When we our faced with a time of transition in our own lives, there is likely something that holds us back. Whether that's wanting to stay with Jesus a little bit longer or those fading dreams of rock stardom and memories of a super cool van that you've worked so hard to decorate just right, we may not want to let go. But there does come a time when we need to move on.
But that doesn't mean that what we leave behind is gone forever. Whatever it is we've come from can stay with us. It could be something as bittersweet as precious memories of something we've lost; or it could be a good thing to move on, a scar or wound in our past that needs to heal, but is not a good place for us to stay. But even so, lessons we've learned in the trying times can guide and shape us for the path ahead. For all the frustration we may have faced, we can still be grateful that we know how to change a flat tire.
For Mary and the disciples, they had three full years with Jesus at the peak of his ministry. From his baptism in the Jordan to his crucifixion in Jerusalem, Jesus taught them and shaped in ways that they would never, ever be the same.

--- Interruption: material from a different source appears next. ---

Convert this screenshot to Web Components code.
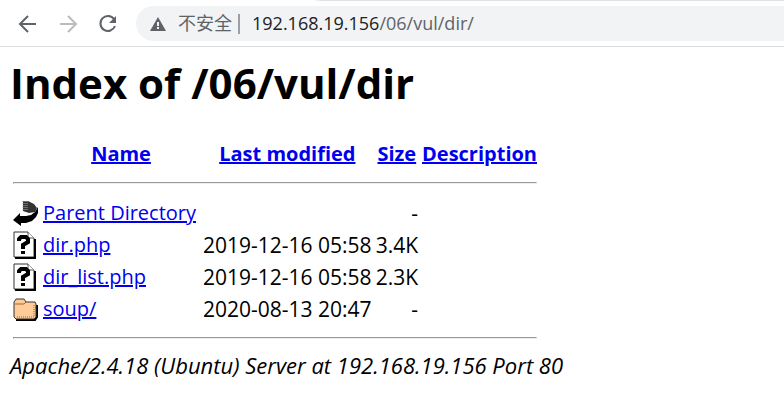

And finally, when we are ready to move on, or even if we're not ready but sense that it's time, we can trust: trust that there is more ahead. We can trust that God goes before us into this unknown, uncharted territory that stretches on to the horizon. We can trust that there is grace, even if we are so afraid that we lock ourselves off from the world. The promise of resurrection, the gift of the risen Lord, will appear to us.
Christ is risen. He is risen indeed.